I love that Carver doesn’t worry about his dialog attributions. Everybody “said”. Period. He’s so bold about it, he even repeats it in places where it’s not necessary, as in “He said, ‘Laura, if I didn’t have Terri and if I didn’t love her so much, and if Nick wasn’t my best friend, I’d fall in love with you. I’d carry you off, honey,’ he said.” I love his tiny, unimportant details that add so much to characterization, the little objects that people fidget with, how Laura’s having trouble with her matches. His characters, their dialog, the movements of their eyes and what they notice, are so real without much embellishment at all. He’s brilliant. So here’s my attempt at a Carverish scene:

                “I’m not saying he was right,” Joel said. He winced and shifted in his chair. “But with a woman like that…”
                “Woman like that, hell,” Doreen said.
                Joel said, “I’m just saying. With a woman like that, you have to wonder.”
                Doreen said, “You think she doesn’t have the same rights as anybody else?” She was sitting straight as a board. “You wouldn’t have done anything any different than him.” Her ash was getting long.
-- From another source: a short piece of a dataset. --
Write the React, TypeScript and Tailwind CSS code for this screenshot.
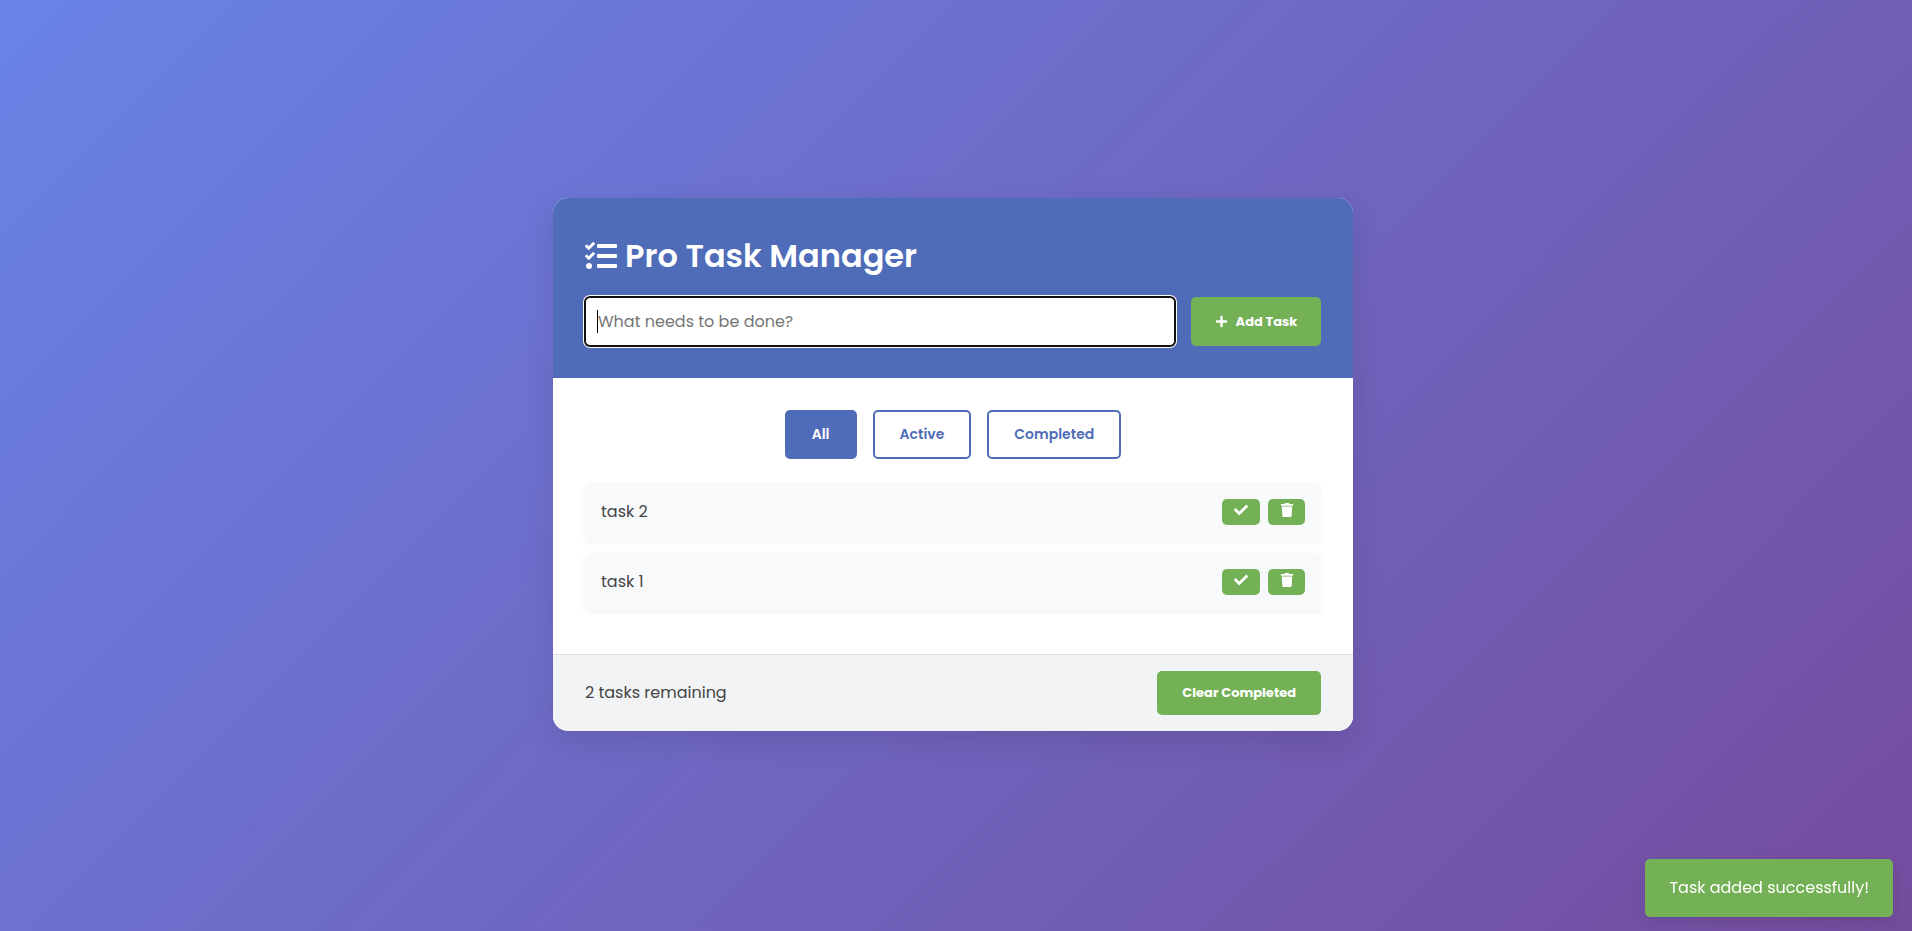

The huge, plastic ashtray sat right in the middle of the table. It was the same color orange as her hair. She stared at him.
                “I’m not saying I know what I’d do in a situation like that,” Joel said. “I’m just saying I sure as hell wouldn’t have done that.” The ash from her cigarette finally fell into the laces of his shoe. Neither one of them looked at it.
                I looked out the window. I didn’t say anything. One of those charter buses went by, one of those  huge double-deckers. It could be going anywhere. It could be from anywhere. I couldn’t see inside.
                Doreen said, “Without the love of a good woman, you don’t know what you’d  do.” Too late, she tapped her cigarette. “You’d probably be in jail by now,” she said.
                Joel winced and shifted again, his leg straight out like a rifle barrel. He didn’t say anything. Doreen took another drag and blew it out noisily. She crushed out the butt.
                “Mexico,” I said. “I bet it was going to Mexico.”